Si sbaglierebbe e di molto però ad immaginare El Tigre quale un picchiatore durissimo e nient’altro. Monti aveva doti tecniche notevoli, fra cui spiccavano specialmente prodigiose doti balistiche. I suoi lanci erano telegrafati con precisione anche a distanza di 40-50 metri e con rara abilità nel giungere agli esterni. Questo eccezionale tiratore spesso segnò da fuori area o da calcio di punizione. In Italia, con la Juventus realizzò 22 reti in 263 incontri, non poche per un giocatore posizionato davanti alla difesa.
Monti era inoltre un incontrista molto difficile da superare, perché univa tecnica, potenza e cattiveria. Ad onta di un fisico tarchiato, si muoveva scegliendo bene il tempo e servendosi sovente di scivolate per stroncare le avanzate avversarie. Dopo una chiusura decisa sfoggiava un palleggio pulito e preciso.
Sebbene non fosse alto, il tempismo e lo stacco facevano di lui anche un buon colpitore di testa.

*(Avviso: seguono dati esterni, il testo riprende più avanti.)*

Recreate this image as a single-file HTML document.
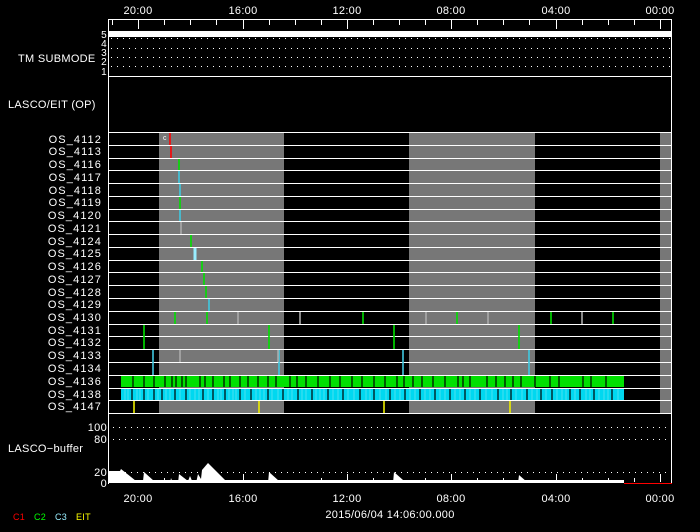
<!DOCTYPE html>
<html><head><meta charset="utf-8"><style>
html,body{margin:0;padding:0;background:#000;}
svg{display:block}
text{font-family:"Liberation Sans",sans-serif;fill:#fff;font-size:11px;letter-spacing:0.3px}
.rl text{letter-spacing:1.1px}
</style></head><body>
<svg width="700" height="532" viewBox="0 0 700 532" xmlns="http://www.w3.org/2000/svg">
<rect width="700" height="532" fill="#000"/>
<g text-anchor="middle">
<text x="138" y="14">20:00</text><text x="243" y="14">16:00</text><text x="347" y="14">12:00</text>
<text x="451" y="14">08:00</text><text x="556" y="14">04:00</text><text x="660" y="14">00:00</text>
</g>
<g stroke="#fff" stroke-width="1">
<line x1="108.5" y1="19.5" x2="671.5" y2="19.5"/>
<path d="M112.5 20v5M138.5 20v9M164.5 20v5M190.5 20v5M216.5 20v5M243.5 20v9M269.5 20v5M295.5 20v5M321.5 20v5M347.5 20v9M373.5 20v5M399.5 20v5M425.5 20v5M451.5 20v9M477.5 20v5M503.5 20v5M529.5 20v5M556.5 20v9M582.5 20v5M608.5 20v5M634.5 20v5M660.5 20v9"/>
<line x1="108.5" y1="19" x2="108.5" y2="484"/>
<line x1="671.5" y1="19" x2="671.5" y2="484"/>
<line x1="108" y1="76.5" x2="672" y2="76.5"/>
</g>
<rect x="109" y="31" width="562" height="6" fill="#fff"/>
<g stroke="#fff" stroke-dasharray="1 5" stroke-width="1">
<line x1="111" y1="38.5" x2="671" y2="38.5"/>
<line x1="111" y1="48.5" x2="671" y2="48.5"/>
<line x1="111" y1="57.5" x2="671" y2="57.5"/>
<line x1="111" y1="66.5" x2="671" y2="66.5"/>
</g>
<g text-anchor="end">
<text x="107" y="38" style="font-size:10px">5</text><text x="107" y="47" style="font-size:10px">4</text>
<text x="107" y="56" style="font-size:10px">3</text><text x="107" y="65" style="font-size:10px">2</text>
<text x="107" y="75" style="font-size:10px">1</text>
</g>
<text x="18" y="62">TM SUBMODE</text>
<text x="8" y="108">LASCO/EIT (OP)</text>
<g fill="#777">
<rect x="159" y="133" width="125" height="280"/>
<rect x="409" y="133" width="126" height="280"/>
<rect x="660" y="133" width="11" height="280"/>
</g>
<g text-anchor="end" class="rl">
<text x="102" y="143">OS_4112</text><text x="102" y="155">OS_4113</text><text x="102" y="168">OS_4116</text>
<text x="102" y="181">OS_4117</text><text x="102" y="194">OS_4118</text><text x="102" y="206">OS_4119</text>
<text x="102" y="219">OS_4120</text><text x="102" y="232">OS_4121</text><text x="102" y="245">OS_4124</text>
<text x="102" y="257">OS_4125</text><text x="102" y="270">OS_4126</text><text x="102" y="283">OS_4127</text>
<text x="102" y="296">OS_4128</text><text x="102" y="308">OS_4129</text><text x="102" y="321">OS_4130</text>
<text x="102" y="334">OS_4131</text><text x="102" y="346">OS_4132</text><text x="102" y="359">OS_4133</text>
<text x="102" y="372">OS_4134</text><text x="102" y="385">OS_4136</text><text x="102" y="398">OS_4138</text>
<text x="102" y="410">OS_4147</text>
</g>
<rect x="121" y="375" width="503" height="12" fill="#00e000"/>
<rect x="121" y="388" width="503" height="12" fill="#00d8f0"/>
<g stroke="#000" stroke-width="1.2">
<path d="M133 375v12M144 375v12M154 375v12M165 375v12M172 375v12M176 375v12M182 375v12M186 375v12M200 375v12M205 375v12M213 375v12M224 375v12M230 375v12M240 375v12M248 375v12M258 375v12M268 375v12M276 375v12M290 375v12M297 375v12M306 375v12M318 375v12M330 375v12M340 375v12M352 375v12M362 375v12M374 375v12M385 375v12M397 375v12M404 375v12M413 375v12M422 375v12M433 375v12M445 375v12M458 375v12M463 375v12M470 375v12M487 375v12M496 375v12M505 375v12M513 375v12M521 375v12M535 375v12M550 375v12M559 375v12M583 375v12M591 375v12M606 375v12"/>
<path d="M132 388v12M144 388v12M154 388v12M162 388v12M175 388v12M186 388v12M203 388v12M213 388v12M225 388v12M240 388v12M251 388v12M268 388v12M283 388v12M298 388v12M312 388v12M328 388v12M343 388v12M360 388v12M374 388v12M390 388v12M405 388v12M420 388v12M435 388v12M450 388v12M465 388v12M480 388v12M498 388v12M511 388v12M527 388v12M541 388v12M552 388v12M570 388v12M580 388v12M594 388v12M612 388v12"/>
</g>
<g stroke="#9ce8f0" stroke-width="0.6" opacity="0.8">
<path d="M125 388v12M128 388v12M137 388v12M140 388v12M148 388v12M158 388v12M166 388v12M170 388v12M180 388v12M190 388v12M195 388v12M199 388v12M208 388v12M218 388v12M221 388v12M229 388v12M233 388v12M236 388v12M245 388v12M256 388v12M260 388v12M264 388v12M272 388v12M278 388v12M288 388v12M292 388v12M302 388v12M306 388v12M316 388v12M320 388v12M324 388v12M333 388v12M338 388v12M348 388v12M354 388v12M366 388v12M370 388v12M380 388v12M386 388v12M395 388v12M400 388v12M410 388v12M415 388v12M425 388v12M430 388v12M440 388v12M445 388v12M455 388v12M460 388v12M470 388v12M475 388v12M486 388v12M492 388v12M503 388v12M507 388v12M516 388v12M522 388v12M532 388v12M537 388v12M546 388v12M557 388v12M562 388v12M566 388v12M575 388v12M586 388v12M590 388v12M599 388v12M604 388v12M608 388v12M618 388v12"/>
</g>
<g stroke="#fff" stroke-width="1">
<path d="M108 132.5H672M108 145.5H672M108 158.5H672M108 170.5H672M108 183.5H672M108 196.5H672M108 209.5H672M108 221.5H672M108 234.5H672M108 247.5H672M108 260.5H672M108 272.5H672M108 285.5H672M108 298.5H672M108 311.5H672M108 324.5H672M108 336.5H672M108 349.5H672M108 362.5H672M108 375.5H672M108 388.5H672M108 400.5H672M108 413.5H672"/>
</g>
<g stroke-width="1.6">
<path d="M170 133v12M171 146v12" stroke="#f00"/>
<path d="M179 159v11M180 197v12M191 235v12M202 261v11M204 273v12M206 286v12M175 312v12M207 312v12M363 312v12M457 312v12M551 312v12M613 312v12M144 325v24M269 325v24M394 325v24M519 325v24" stroke="#00e000"/>
<path d="M179 171v12M180 184v12M180 210v11M209 299v12M153 350v25M279 350v25M403 350v25M529 350v25" stroke="#40c8e0"/>
<path d="M195 248v12" stroke="#9ef" stroke-width="3"/>
<path d="M181 222v12M238 312v12M300 312v12M426 312v12M488 312v12M582 312v12M180 350v12M278 350v12" stroke="#aaa"/>
<path d="M134 401v12M259 401v12M384 401v12M510 401v12" stroke="#ee0"/>
</g>
<text x="163" y="140" style="font-size:7px">c</text>
<g stroke="#fff" stroke-dasharray="1 5">
<line x1="113" y1="427.5" x2="671" y2="427.5"/>
<line x1="113" y1="439.5" x2="671" y2="439.5"/>
<line x1="113" y1="472.5" x2="671" y2="472.5"/>
</g>
<g text-anchor="end">
<text x="107" y="431">100</text><text x="107" y="443">80</text>
<text x="107" y="476">20</text><text x="107" y="487">0</text>
</g>
<text x="8" y="452">LASCO−buffer</text>
<path fill="#fff" d="M109 483V471H120L121 469L136 481H143L144 472L154 481L156 483H170L171 478L173 483H178L179 474L188 481L190 476L193 483H196L198 474L201 479L202 470L208 463L226 481V483H268L269 472L279 481V483H393L394 472L403 480V483H518L519 475L527 482V483H624V481H109Z"/>
<path d="M109 481.5H624" stroke="#fff" stroke-width="3"/>
<path d="M624 483.5H672" stroke="#f00"/>
<g stroke="#fff">
<path d="M243.5 474v8M347.5 474v8M451.5 474v8M556.5 474v8M660.5 474v8M130.5 478v4M164.5 478v4M190.5 478v4M321.5 478v4M373.5 478v4M425.5 478v4M477.5 478v4M503.5 478v4M582.5 478v4M608.5 478v4M634.5 478v4"/>
</g>
<g text-anchor="middle">
<text x="138" y="502">20:00</text><text x="243" y="502">16:00</text><text x="347" y="502">12:00</text>
<text x="451" y="502">08:00</text><text x="556" y="502">04:00</text><text x="660" y="502">00:00</text>
</g>
<text x="390" y="518" text-anchor="middle">2015/06/04 14:06:00.000</text>
<text x="13" y="520" style="font-size:9px;fill:#f00">C1</text>
<text x="34" y="520" style="font-size:9px;fill:#0f0">C2</text>
<text x="55" y="520" style="font-size:9px;fill:#9ef">C3</text>
<text x="76" y="520" style="font-size:9px;fill:#ff0">EIT</text>
</svg>
</body></html>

Come ogni centromediano che si rispetti, Monti possedeva buona visione del gioco e sapeva sia fare il “libero davanti”, sia dettare i tempi e le geometrie ai compagni.
Il suo difetto era la lentezza. Detto “L’uomo che cammina”, pur essendo abbastanza mobile non aveva accelerazione e procedeva con passo greve.
A parte questo limite, egli fu un calciatore completo. Combattivo e tatticamente intelligente, forte fisicamente e con ottima tecnica, Monti fu uno dei più grandi interpreti del ruolo di centromediano metodista e sicuramente il migliore che mai abbia giocato in Italia.
La sua fama era tale che,  quando gli azzurri di Bearzot andarono in Argentina per la Coppa del Mondo del 1978, lo vollero con sé in ritiro ogni giorno.